- _DATA SHOWN_
>>>
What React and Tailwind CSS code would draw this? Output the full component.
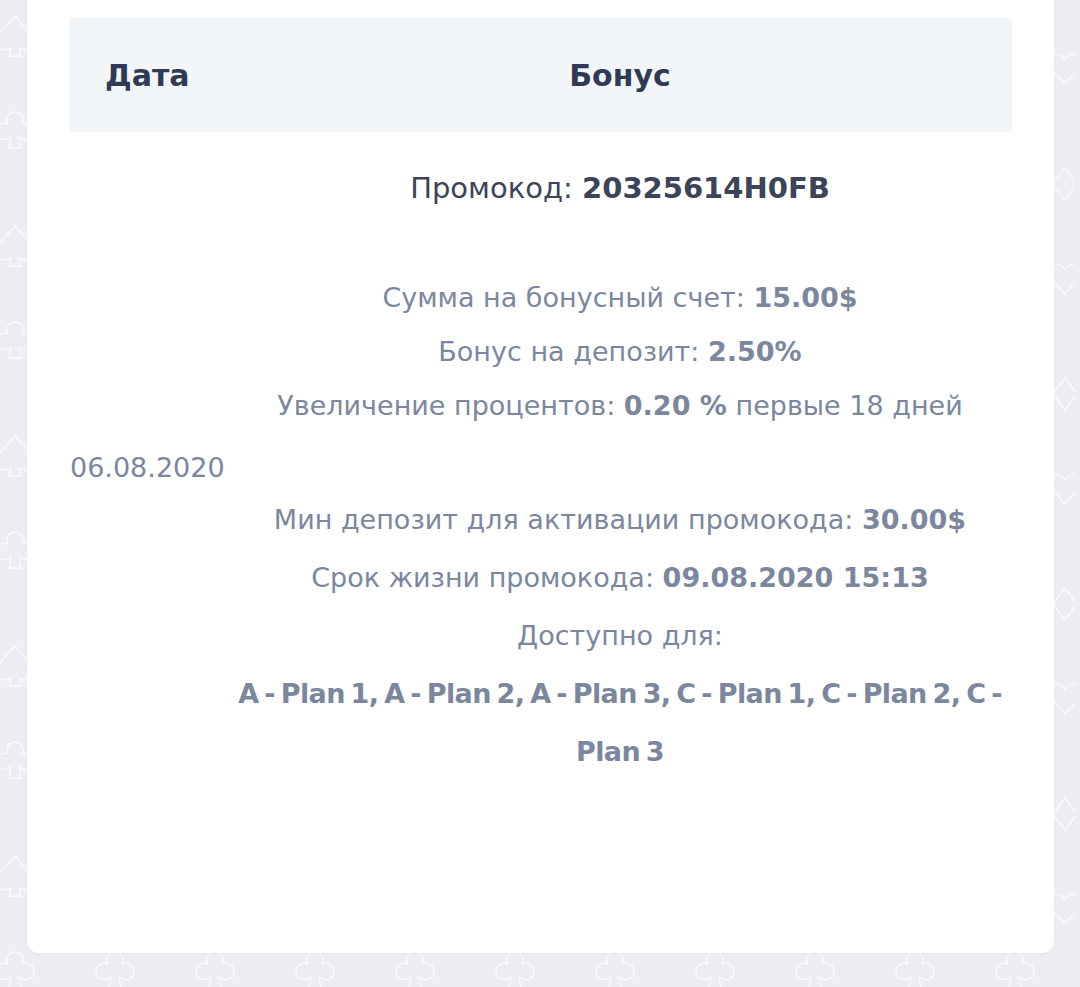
import React from "react";

function SuitPattern() {
  return (
    <svg className="absolute inset-0 h-full w-full" xmlns="http://www.w3.org/2000/svg">
      <defs>
        <pattern id="suits" x="-25" y="0" width="100" height="210" patternUnits="userSpaceOnUse">
          <g fill="none" stroke="#ffffff" strokeWidth="1.3" strokeLinejoin="round" strokeLinecap="round" opacity="0.75">
            {/* spade */}
            <path d="M40 16 C32 26 22 32 22 42 C22 49 29 52 36 48 L34 56 L46 56 L44 48 C51 52 58 49 58 42 C58 32 48 26 40 16 Z" />
            {/* club */}
            <path d="M40 112 C34 112 30 118 33 124 C27 121 21 126 21 132 C21 139 30 142 36 137 L34 148 L46 148 L44 137 C50 142 59 139 59 132 C59 126 53 121 47 124 C50 118 46 112 40 112 Z" />
            {/* heart */}
            <path d="M90 60 C86 52 74 52 74 62 C74 70 84 76 90 84 C96 76 106 70 106 62 C106 52 94 52 90 60 Z" />
            {/* diamond */}
            <path d="M90 168 L102 184 L90 200 L78 184 Z" />
          </g>
        </pattern>
      </defs>
      <rect width="100%" height="100%" fill="url(#suits)" />
    </svg>
  );
}

export default function App() {
  const body = "text-[#7b879e]";
  return (
    <div
      className="relative h-[987px] w-[1080px] overflow-hidden bg-[#eceef3]"
      style={{ fontFamily: "'DejaVu Sans', 'Open Sans', sans-serif" }}
    >
      <SuitPattern />
      <div className="relative mx-[27px] -mt-[20px] w-[1027px] rounded-b-[12px] bg-white pb-[149px] pl-[42px] pr-[42px] pt-[38px] shadow-[0_1px_3px_rgba(0,0,0,0.04)]">
        <table className="w-[943px] table-fixed border-collapse">
          <colgroup>
            <col className="w-[159px]" />
            <col className="w-[784px]" />
          </colgroup>
          <thead>
            <tr className="h-[114px] bg-[#f3f6f9]">
              <th className="pl-[36px] text-left text-[30px] font-bold text-[#2e3a56]">Дата</th>
              <th className="text-center text-[30px] font-bold text-[#2e3a56]">Бонус</th>
            </tr>
          </thead>
          <tbody>
            <tr>
              <td className={`align-middle pl-[1px] text-left text-[27px] ${body}`}>06.08.2020</td>
              <td className="pb-[23px] pt-[36px] text-center">
                <div className="text-[29px] leading-[40px] text-[#3b4459]">
                  Промокод: <span className="font-bold">20325614H0FB</span>
                </div>
                <div className={`mt-[63px] text-[27px] leading-[54px] ${body}`}>
                  <div>
                    Сумма на бонусный счет: <span className="font-bold">15.00$</span>
                  </div>
                  <div>
                    Бонус на депозит: <span className="font-bold">2.50%</span>
                  </div>
                  <div>
                    Увеличение процентов: <span className="font-bold">0.20 %</span> первые 18 дней
                  </div>
                </div>
                <div className={`mt-[58px] text-[27px] leading-[58px] ${body}`}>
                  <div>
                    Мин депозит для активации промокода: <span className="font-bold">30.00$</span>
                  </div>
                  <div>
                    Срок жизни промокода: <span className="font-bold">09.08.2020 15:13</span>
                  </div>
                  <div>Доступно для:</div>
                  <div className="font-bold tracking-[-0.6px] [word-spacing:-3px]">
                    A - Plan 1, A - Plan 2, A - Plan 3, C - Plan 1, C - Plan 2, C - Plan 3
                  </div>
                </div>
              </td>
            </tr>
          </tbody>
        </table>
      </div>
    </div>
  );
}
<<<
Give again, exactly, the lines from the start of the data through the one holding "import React from"; omit the pictures.

- _OUTPUT OF THE TASK_
What React and Tailwind CSS code would draw this? Output the full component.
import React from "react";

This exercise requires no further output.